CHALLENGE:
For every line in the data below that contains "this", copy the line.

* START PROVIDED RECORDS *

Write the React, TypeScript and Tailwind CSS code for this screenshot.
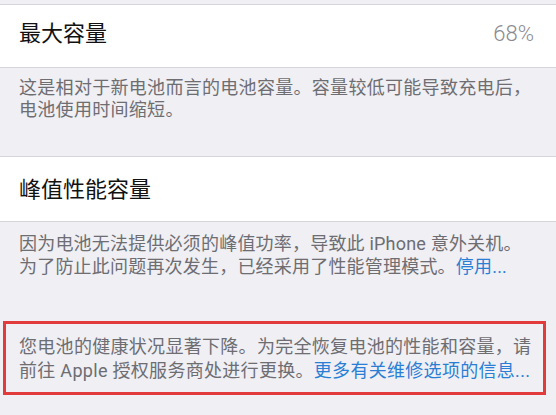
export default function App() {
  return (
    <div className="w-[556px] h-[415px] overflow-hidden bg-[#efeff4] font-['Roboto','Noto_Sans_CJK_SC',sans-serif]">
      {/* Maximum capacity */}
      <div className="h-[4px]" />
      <div className="h-[64px] bg-white border-y border-[#d6d6da] flex items-center justify-between pl-[19px] pr-[22px] pb-[5px]">
        <span className="text-[22px] text-[#111]">最大容量</span>
        <span className="text-[22px] font-light text-[#8a8a8f]">68%</span>
      </div>
      <div className="h-[88px] px-[19px] pt-[9px] text-[18px] leading-[22px] tracking-[0.3px] text-[#6d6d72] whitespace-nowrap">
        这是相对于新电池而言的电池容量。容量较低可能导致充电后，
        <br />
        电池使用时间缩短。
      </div>

      {/* Peak performance */}
      <div className="h-[66px] bg-white border-y border-[#d6d6da] flex items-center pl-[19px]">
        <span className="text-[22px] text-[#111]">峰值性能容量</span>
      </div>
      <div className="h-[99px] px-[19px] pt-[10px] text-[18px] leading-[23px] tracking-[0.2px] text-[#6d6d72] whitespace-nowrap">
        因为电池无法提供必须的峰值功率，导致此 iPhone 意外关机。
        <br />
        为了防止此问题再次发生，已经采用了性能管理模式。
        <span className="text-[#2a7fd4]">停用...</span>
      </div>

      {/* Highlighted warning */}
      <div className="ml-[3px] w-[543px] h-[74px] border-[3px] border-[#e23b3b] pl-[13px] pt-[11px] text-[18px] leading-[24px] tracking-[0.3px] text-[#6d6d72] whitespace-nowrap">
        您电池的健康状况显著下降。为完全恢复电池的性能和容量，请
        <br />
        前往 Apple 授权服务商处进行更换。
        <span className="text-[#2a7fd4]">更多有关维修选项的信息...</span>
      </div>
    </div>
  )
}
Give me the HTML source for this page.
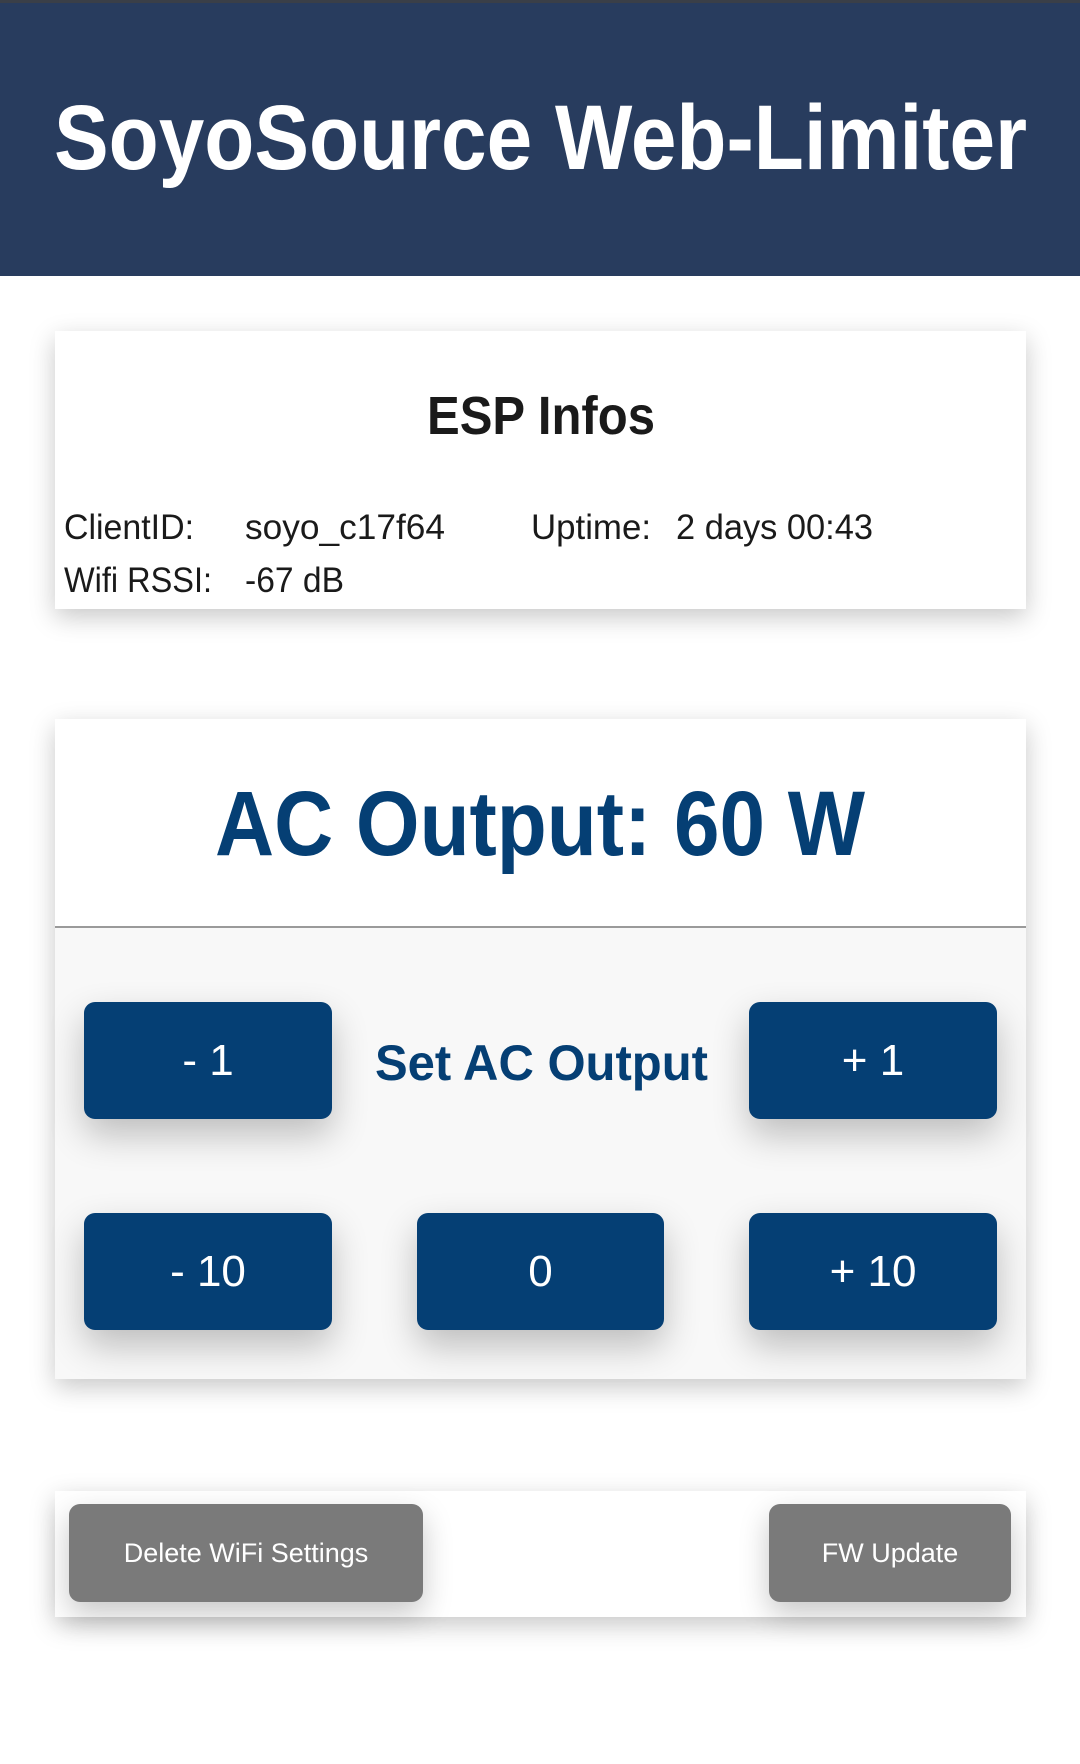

* END PROVIDED RECORDS *

WORKED ANSWER:
Write the React, TypeScript and Tailwind CSS code for this screenshot.
Give me the HTML source for this page.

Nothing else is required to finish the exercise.